Hélas ! C’est le talon d’achille de la plupart des Instituts Supérieurs en Tunisie. Nous manquons aussi de structures de recherches ; pas d’école doctorale non plus. C’est, vous vous en doutez bien, très handicapant. De plus, les enseignants qui exercent à l’institut viennent presque tous de loin, de très loin même. Pour cette raison, ils s’impliquent très peu dans la vie de l’établissement : réunions, journées d’études, colloques, etc. Je les comprends parfaitement : rien ne les y motive en termes d’horizons scientifiques et de promotions professionnelles.
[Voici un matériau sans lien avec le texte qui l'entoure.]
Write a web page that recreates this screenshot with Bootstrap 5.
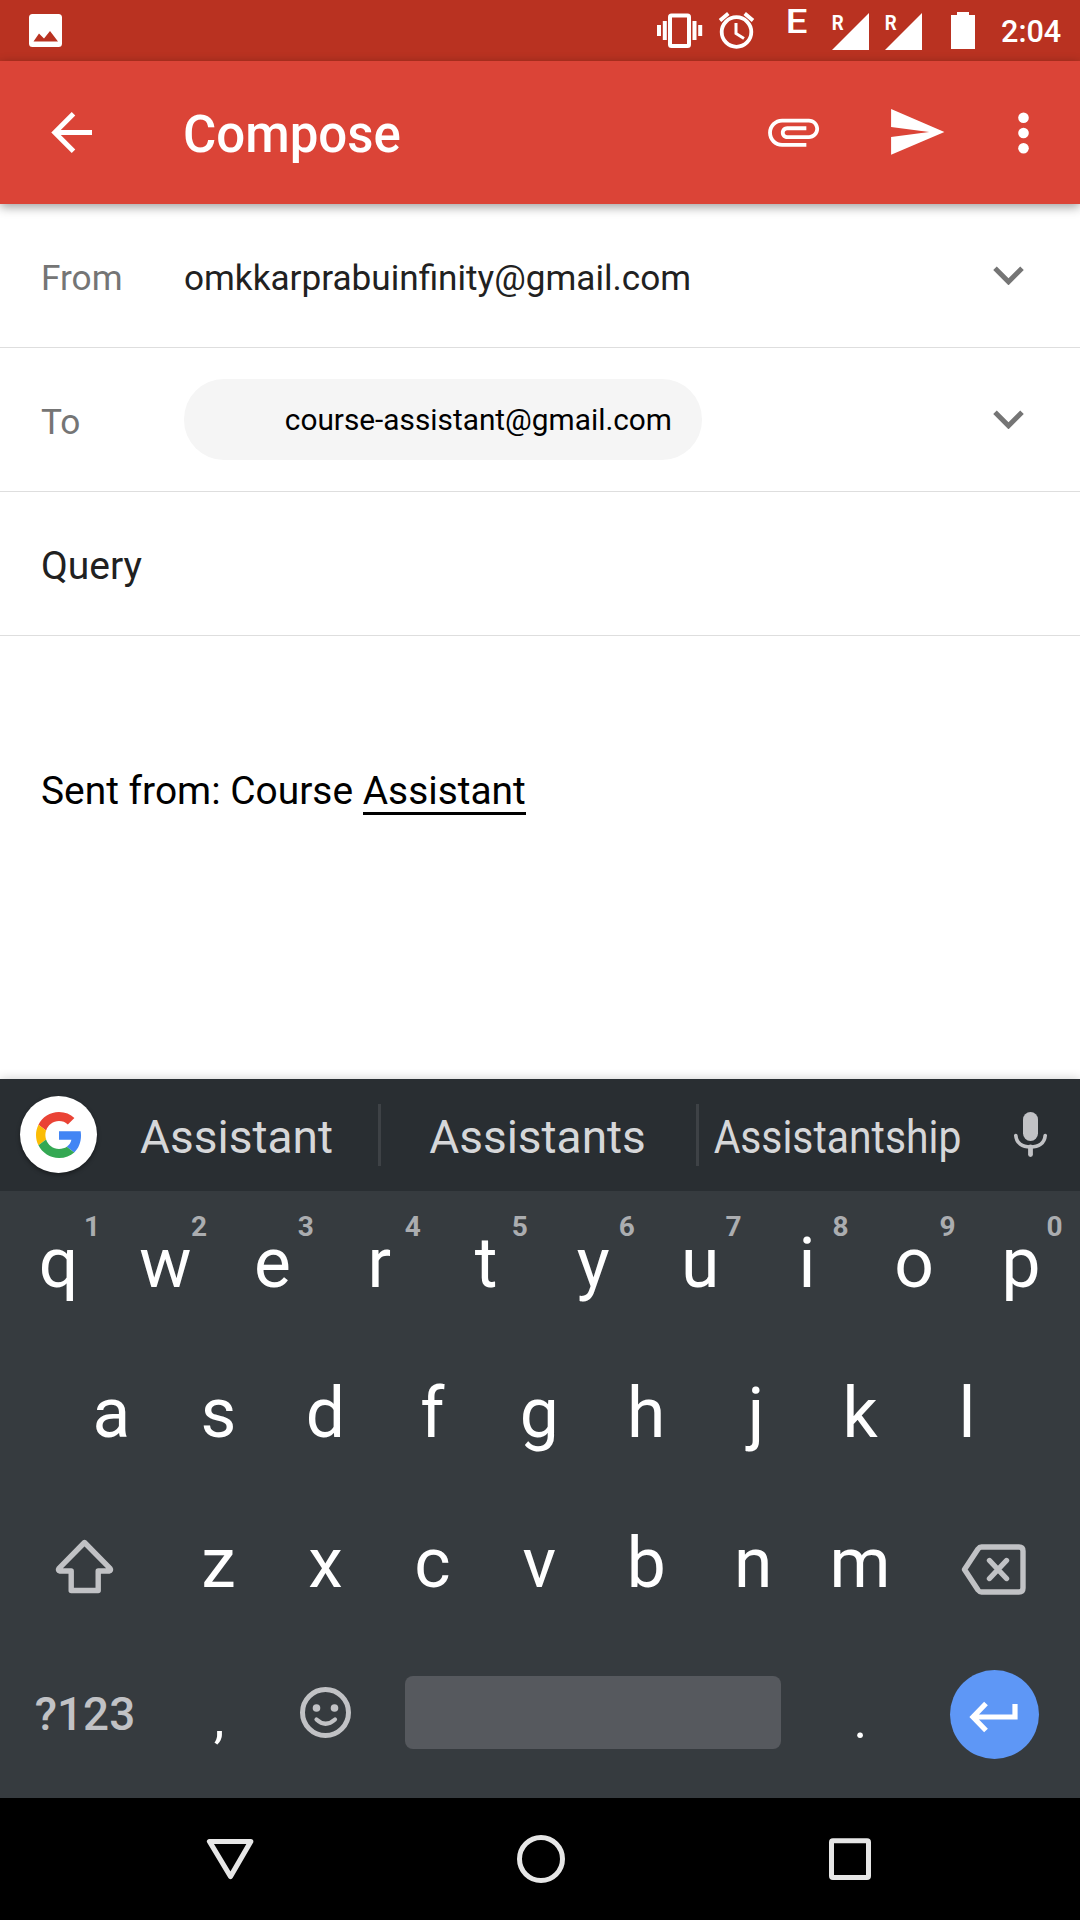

Ils se contentent donc d’assurer leur dû en heures de cours et s’empressent de regagner les villes et les régions d’où ils viennent.
• Vous vous attendiez quand même à toutes ces difficultés. Elles ne devraient pas vous surprendre !
C’est vrai, mais en partie seulement. Parce qu’il y a des problèmes aigus et compliqués auxquels je ne m’attendais pas du tout. Heureusement que j’ai une excellente équipe qui m’épaule et qui me supporte surtout dans mes moments d’emportement ou de blocage. Je l’en remercie infiniment. J’ai aussi cette chance rare d’être l’ami de tous les enseignants, lesquels me portent conseil et m’aident sans compter chaque fois que je les sollicite.